■ Given exercise
Records follow. Select each line holding "this".
** START **
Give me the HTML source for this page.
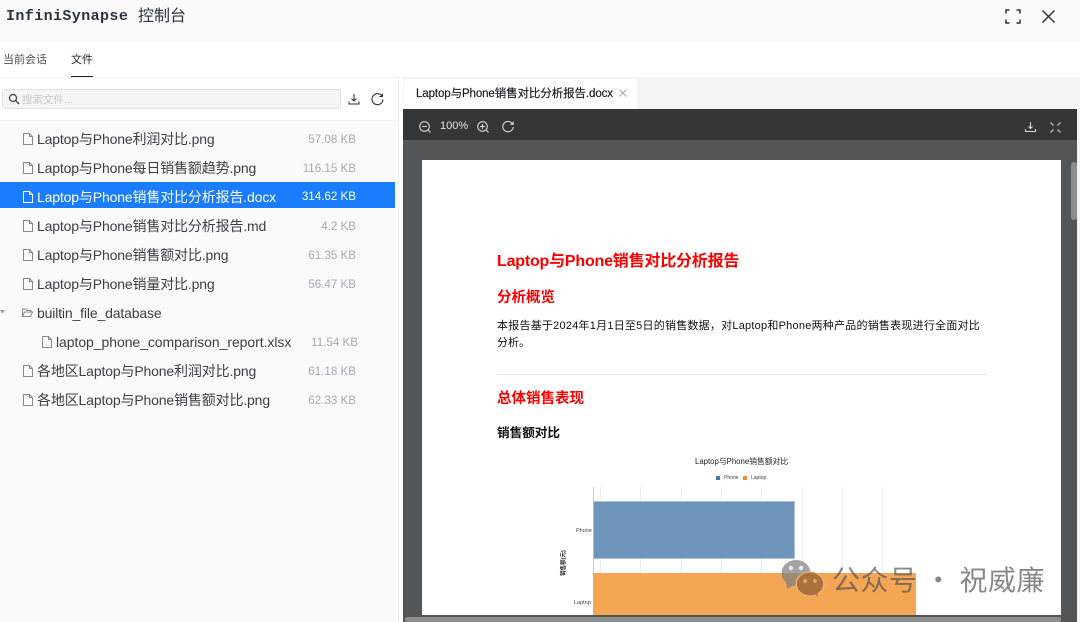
<!DOCTYPE html>
<html><head><meta charset="utf-8"><style>
html,body{margin:0;padding:0;width:1080px;height:622px;overflow:hidden;background:#fff}
body{font-family:"Liberation Sans","Noto Sans CJK SC",sans-serif;position:relative}
.a{position:absolute;white-space:nowrap}
svg{position:absolute;overflow:visible}
.row{position:absolute;left:0;width:395px;height:26px;line-height:26px;font-size:14px;color:#3a3f47}
.row .n{position:absolute;left:37px;top:0;white-space:nowrap;letter-spacing:-.15px}
.row .s{position:absolute;right:39px;top:1px;font-size:11.600px;color:#a3abb8;white-space:nowrap}
.row svg{left:23px;top:7px}
.red{color:#f00;font-weight:bold}
</style></head><body>
<div class="a" style="left:0;top:0;width:1080px;height:42px;background:#fafafa"></div>
<div class="a" style="left:6px;top:6px;font:bold 15px/22px 'Liberation Mono','Noto Sans CJK SC',monospace;letter-spacing:.4px;color:#2b3340">InfiniSynapse</div>
<div class="a" style="left:138px;top:3px;font:400 16px/22px 'Noto Sans CJK SC',sans-serif;color:#2b3340">控制台</div>
<svg style="left:1005px;top:9px" width="16" height="15" fill="none" stroke="#333" stroke-width="1.500"><path d="M1 4.500V1H4.500M11.500 1H15V4.500M15 10.500V14H11.500M4.500 14H1V10.500"/></svg>
<svg style="left:1042px;top:10px" width="13" height="13" fill="none" stroke="#333" stroke-width="1.500"><path d="M.5.5L12.500 12.500M12.500.5L.5 12.500"/></svg>

<div class="a" style="left:3px;top:51px;font-size:11px;line-height:18px;color:#4a4f57">当前会话</div>
<div class="a" style="left:71px;top:51px;font-size:11px;line-height:18px;color:#1f2329">文件</div>
<div class="a" style="left:71px;top:76px;width:22px;height:1.500px;background:#222"></div>
<div class="a" style="left:0;top:77px;width:1080px;height:1px;background:#f3f3f3"></div>

<div class="a" style="left:0;top:78px;width:396px;height:544px;background:#fafafa"></div>
<div class="a" style="left:398px;top:78px;width:1px;height:544px;background:#f0f0f0"></div>
<div class="a" style="left:0;top:78px;width:398px;height:42px;background:#fff"></div>
<div class="a" style="left:0;top:120px;width:398px;height:1px;background:#f3f3f3"></div>
<div class="a" style="left:2px;top:89px;width:337px;height:18px;background:#f5f5f3;border:1px solid #e2e2de;border-radius:3px"></div>
<svg style="left:8px;top:93px" width="12" height="12" fill="none" stroke="#444" stroke-width="1.300"><circle cx="5" cy="5" r="3.500"/><path d="M7.500 7.500L11 11"/></svg>
<div class="a" style="left:22px;top:91px;font-size:10.500px;line-height:18px;color:#c9c9c9">搜索文件...</div>
<svg style="left:348px;top:93px" width="12" height="12" fill="none" stroke="#333" stroke-width="1.100"><path d="M6 1V8M3.500 5.500L6 8L8.500 5.500M1 8.500V11H11V8.500"/></svg>
<svg style="left:371px;top:93px" width="13" height="13" fill="none" stroke="#333" stroke-width="1.100"><path d="M11 3A5.500 5.500 0 1 0 12 6.500M11.500 .5V3.500H8.500"/></svg>

<div class="row" style="top:126px"><svg width="10" height="12" fill="none" stroke="#888"><path d="M.5.5H6.500L9.500 3.500V11.500H.5ZM6.500.5V3.500H9.500"/></svg><span class="n">Laptop与Phone利润对比.png</span><span class="s">57.08 KB</span></div>
<div class="row" style="top:155px"><svg width="10" height="12" fill="none" stroke="#888"><path d="M.5.5H6.500L9.500 3.500V11.500H.5ZM6.500.5V3.500H9.500"/></svg><span class="n">Laptop与Phone每日销售额趋势.png</span><span class="s">116.15 KB</span></div>
<div class="row" style="top:182px;background:#1a7dff;color:#fff;line-height:30px"><svg style="top:9px" width="10" height="12" fill="none" stroke="#fff"><path d="M.5.5H6.500L9.500 3.500V11.500H.5ZM6.500.5V3.500H9.500"/></svg><span class="n">Laptop与Phone销售对比分析报告.docx</span><span class="s" style="color:#fff;top:0">314.62 KB</span></div>
<div class="row" style="top:213px"><svg width="10" height="12" fill="none" stroke="#888"><path d="M.5.5H6.500L9.500 3.500V11.500H.5ZM6.500.5V3.500H9.500"/></svg><span class="n">Laptop与Phone销售对比分析报告.md</span><span class="s">4.2 KB</span></div>
<div class="row" style="top:242px"><svg width="10" height="12" fill="none" stroke="#888"><path d="M.5.5H6.500L9.500 3.500V11.500H.5ZM6.500.5V3.500H9.500"/></svg><span class="n">Laptop与Phone销售额对比.png</span><span class="s">61.35 KB</span></div>
<div class="row" style="top:271px"><svg width="10" height="12" fill="none" stroke="#888"><path d="M.5.5H6.500L9.500 3.500V11.500H.5ZM6.500.5V3.500H9.500"/></svg><span class="n">Laptop与Phone销量对比.png</span><span class="s">56.47 KB</span></div>
<div class="row" style="top:300px"><svg style="left:22px;top:8px" width="11" height="10" fill="none" stroke="#888"><path d="M.5 8.500V1H4L5 2.500H9V4M.5 8.500L2.500 4H10.500L8.500 8.500Z"/></svg><span class="n">builtin_file_database</span></div>
<svg style="left:0;top:310px" width="5" height="4"><path d="M0 0H5L2.500 3.500Z" fill="#999"/></svg>
<div class="row" style="top:329px"><svg style="left:42px" width="10" height="12" fill="none" stroke="#888"><path d="M.5.5H6.500L9.500 3.500V11.500H.5ZM6.500.5V3.500H9.500"/></svg><span class="n" style="left:56px;letter-spacing:-.06px">laptop_phone_comparison_report.xlsx</span><span class="s" style="right:37px">11.54 KB</span></div>
<div class="row" style="top:358px"><svg width="10" height="12" fill="none" stroke="#888"><path d="M.5.5H6.500L9.500 3.500V11.500H.5ZM6.500.5V3.500H9.500"/></svg><span class="n">各地区Laptop与Phone利润对比.png</span><span class="s">61.18 KB</span></div>
<div class="row" style="top:387px"><svg width="10" height="12" fill="none" stroke="#888"><path d="M.5.5H6.500L9.500 3.500V11.500H.5ZM6.500.5V3.500H9.500"/></svg><span class="n">各地区Laptop与Phone销售额对比.png</span><span class="s">62.33 KB</span></div>

<div class="a" style="left:400px;top:78px;width:677px;height:31px;background:#f5f5f5"></div>
<div class="a" style="left:400px;top:78px;width:3px;height:544px;background:#fff"></div>
<div class="a" style="left:404px;top:79px;width:233px;height:30px;background:#fff;border-radius:3px 3px 0 0"></div>
<div class="a" style="left:416px;top:85px;font-size:11.500px;line-height:18px;color:#1d1f24;letter-spacing:-.1px;-webkit-text-stroke:.2px #1d1f24">Laptop与Phone销售对比分析报告.docx</div>
<svg style="left:619px;top:89px" width="8" height="8" fill="none" stroke="#aaa"><path d="M.5.5L7.500 7.500M7.500.5L.5 7.500"/></svg>

<div class="a" style="left:403px;top:109px;width:674px;height:31px;background:#33373a"></div>
<div class="a" style="left:403px;top:140px;width:674px;height:482px;background:#525659"></div>
<div class="a" style="left:1077px;top:78px;width:3px;height:544px;background:#f5f5f5"></div>
<svg style="left:419px;top:121px" width="12" height="12" fill="none" stroke="#d8d8d8" stroke-width="1.100"><circle cx="5.500" cy="5.500" r="4.800"/><path d="M3 5.500H8M9 9L11.500 11.500"/></svg>
<div class="a" style="left:440px;top:118px;font-size:11px;line-height:16px;color:#e4e4e4">100%</div>
<svg style="left:477px;top:121px" width="12" height="12" fill="none" stroke="#d8d8d8" stroke-width="1.100"><circle cx="5.500" cy="5.500" r="4.800"/><path d="M3 5.500H8M5.500 3V8M9 9L11.500 11.500"/></svg>
<svg style="left:502px;top:121px" width="12" height="12" fill="none" stroke="#d8d8d8" stroke-width="1.100"><path d="M10.500 3A5.200 5.200 0 1 0 11.200 6M11.200.5V3.300H8.400"/></svg>
<svg style="left:1025px;top:121px" width="11" height="12" fill="none" stroke="#d8d8d8" stroke-width="1.100"><path d="M5.500 1V7.500M3.500 5.500L5.500 7.500L7.500 5.500M.5 8V10.500H10.500V8"/></svg>
<svg style="left:1050px;top:122px" width="11" height="11" fill="none" stroke="#d8d8d8" stroke-width="1.100"><path d="M.5.5L3.500 3.500M10.500.5L7.500 3.500M.5 10.500L3.500 7.500M10.500 10.500L7.500 7.500"/></svg>
<div class="a" style="left:1071px;top:162px;width:6px;height:58px;background:#8b8d8f;border-radius:3px"></div>
<div class="a" style="left:405px;top:617px;width:656px;height:5px;background:#8b8d8f;border-radius:2px"></div>

<div class="a" style="left:422px;top:160px;width:639px;height:455px;background:#fff;overflow:hidden">
 <div class="a red" style="left:75px;top:91px;font-size:16px;line-height:22px;letter-spacing:-.2px">Laptop与Phone销售对比分析报告</div>
 <div class="a red" style="left:75px;top:128px;font-size:14.500px;line-height:20px">分析概览</div>
 <div class="a" style="left:75px;top:157px;font-size:11px;line-height:18px;color:#111;letter-spacing:.23px">本报告基于2024年1月1日至5日的销售数据，对Laptop和Phone两种产品的销售表现进行全面对比</div>
 <div class="a" style="left:75px;top:174px;font-size:11px;line-height:18px;color:#111">分析。</div>
 <div class="a" style="left:75px;top:214px;width:489px;height:1px;background:#e5e5e5"></div>
 <div class="a red" style="left:75px;top:229px;font-size:14.500px;line-height:20px">总体销售表现</div>
 <div class="a" style="left:75px;top:264px;font-size:12.600px;line-height:18px;font-weight:bold;color:#111">销售额对比</div>
 <div class="a" style="left:273px;top:296px;font-size:7.800px;line-height:12px;color:#222">Laptop与Phone销售额对比</div>
 <div class="a" style="left:294px;top:316px;width:4px;height:4px;background:#4e79a7"></div>
 <div class="a" style="left:302px;top:314px;font-size:5px;line-height:8px;color:#444">Phone</div>
 <div class="a" style="left:321px;top:316px;width:4px;height:4px;background:#f28e2b"></div>
 <div class="a" style="left:329px;top:314px;font-size:5px;line-height:8px;color:#444">Laptop</div>
 <div class="a" style="left:171px;top:327px;width:1px;height:128px;background:#ccc"></div>
 <div class="a" style="left:178px;top:327px;width:1px;height:128px;background:#eee"></div>
 <div class="a" style="left:218px;top:327px;width:1px;height:128px;background:#eee"></div>
 <div class="a" style="left:259px;top:327px;width:1px;height:128px;background:#eee"></div>
 <div class="a" style="left:299px;top:327px;width:1px;height:128px;background:#eee"></div>
 <div class="a" style="left:339px;top:327px;width:1px;height:128px;background:#eee"></div>
 <div class="a" style="left:380px;top:327px;width:1px;height:128px;background:#eee"></div>
 <div class="a" style="left:420px;top:327px;width:1px;height:128px;background:#eee"></div>
 <div class="a" style="left:460px;top:327px;width:1px;height:128px;background:#eee"></div>
 <div class="a" style="left:171px;top:341px;width:202px;height:58px;background:#7095bb;box-sizing:border-box;border:1px solid #a9bfd6"></div>
 <div class="a" style="left:171px;top:413px;width:323px;height:42px;background:#f5a654"></div>
 <div class="a" style="left:154px;top:367px;font-size:5.500px;line-height:8px;color:#444">Phone</div>
 <div class="a" style="left:152px;top:439px;font-size:5.500px;line-height:8px;color:#444">Laptop</div>
 <div class="a" style="left:129px;top:399px;font-size:5.500px;line-height:8px;font-weight:bold;color:#222;transform:rotate(-90deg);transform-origin:center">销售额(元)</div>
</div>

<svg style="left:781px;top:559px" width="43" height="38">
 <ellipse cx="15" cy="14" rx="14.500" ry="13" fill="#7f7f7f" fill-opacity=".72"/>
 <path d="M5 23L6 30L13 26Z" fill="#7f7f7f" fill-opacity=".72"/>
 <circle cx="10" cy="9" r="2.200" fill="#fff" fill-opacity=".8"/><circle cx="20" cy="9" r="2.200" fill="#fff" fill-opacity=".8"/>
 <ellipse cx="29" cy="25" rx="14.500" ry="12.500" fill="#f7b577"/>
 <ellipse cx="29" cy="25" rx="13.200" ry="11.500" fill="#a9713f"/>
 <path d="M33 34L37 38L36 32Z" fill="#a9713f"/>
 <circle cx="24" cy="22" r="1.900" fill="#f5a654"/><circle cx="34" cy="22" r="1.900" fill="#f5a654"/>
</svg>
<div class="a" style="left:832px;top:560px;font-size:28px;line-height:38px;color:rgba(80,80,80,.68);letter-spacing:.5px;font-family:'Noto Sans CJK SC',sans-serif;font-weight:400">公众号 · 祝威廉</div>
</body></html>
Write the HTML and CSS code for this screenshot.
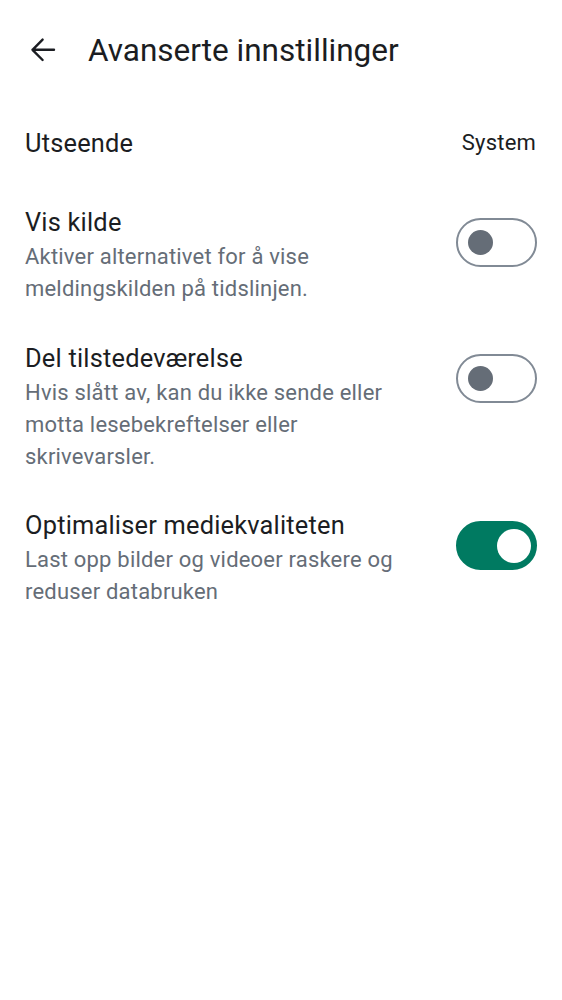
FILE: index.html
```html
<!DOCTYPE html>
<html lang="no">
<head>
<meta charset="utf-8">
<link rel="stylesheet" href="styles.css">
</head>
<body>
<header class="topbar">
  <button class="back" aria-label="Tilbake">
    <svg width="26" height="26" viewBox="0 0 26 26"><path d="M2.5 12.8H24M12.6 2.6L2.5 12.8L12.6 23" fill="none" stroke="#1b1d22" stroke-width="2.4" stroke-linecap="round" stroke-linejoin="round"/></svg>
  </button>
  <h1 class="title">Avanserte innstillinger</h1>
</header>
<main class="list">
  <div class="row single">
    <div class="label">Utseende</div>
    <div class="value">System</div>
  </div>
  <div class="row">
    <div class="text">
      <div class="label">Vis kilde</div>
      <div class="sub">Aktiver alternativet for å vise meldingskilden på tidslinjen.</div>
    </div>
    <div class="switch"><span class="knob"></span></div>
  </div>
  <div class="row">
    <div class="text">
      <div class="label">Del tilstedeværelse</div>
      <div class="sub">Hvis slått av, kan du ikke sende eller motta lesebekreftelser eller skrivevarsler.</div>
    </div>
    <div class="switch"><span class="knob"></span></div>
  </div>
  <div class="row">
    <div class="text">
      <div class="label">Optimaliser mediekvaliteten</div>
      <div class="sub">Last opp bilder og videoer raskere og reduser databruken</div>
    </div>
    <div class="switch on"><span class="knob"></span></div>
  </div>
</main>
</body>
</html>
```
FILE: styles.css
```css
* { box-sizing: border-box; }
body {
  margin: 0;
  background: #ffffff;
  font-family: Roboto, "Noto Sans", sans-serif;
  color: #1b1d22;
}
.topbar {
  height: 100px;
  display: flex;
  align-items: center;
  padding-left: 30px;
}
.back {
  border: 0;
  background: none;
  padding: 0;
  width: 26px;
  height: 26px;
  display: flex;
  margin-right: 32px;
}
.title {
  margin: 0;
  font-size: 31.5px;
  font-weight: 400;
  letter-spacing: 0;
}
.list { display: flex; flex-direction: column; }
.row {
  display: flex;
  align-items: flex-start;
  justify-content: space-between;
  padding: 20px 25px 15.5px 25px;
  gap: 20px;
}
.row.single {
  padding-top: 26px;
  padding-bottom: 0;
  height: 85px;
  padding-right: 26px;
}
.label {
  font-size: 25.4px;
  line-height: 34px;
  letter-spacing: 0.2px;
}
.value {
  font-size: 22px;
  line-height: 34px;
  letter-spacing: 0.2px;
}
.text { flex: 1; max-width: 400px; }
.sub {
  margin-top: 2px;
  font-size: 22px;
  line-height: 32px;
  color: #656d77;
  letter-spacing: 0.2px;
}
.switch {
  flex: none;
  width: 81px;
  height: 49px;
  margin-top: 13px;
  border-radius: 25px;
  border: 2.5px solid #818a95;
  display: flex;
  align-items: center;
  padding-left: 10px;
}
.knob {
  width: 25px;
  height: 25px;
  border-radius: 50%;
  background: #656d77;
}
.switch.on {
  background: #007a61;
  border-color: #007a61;
  justify-content: flex-end;
  padding-right: 4px;
}
.switch.on .knob {
  width: 34px;
  height: 34px;
  background: #ffffff;
}
```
** END **
■ Result of the task
Give me the HTML source for this page.
Write the HTML and CSS code for this screenshot.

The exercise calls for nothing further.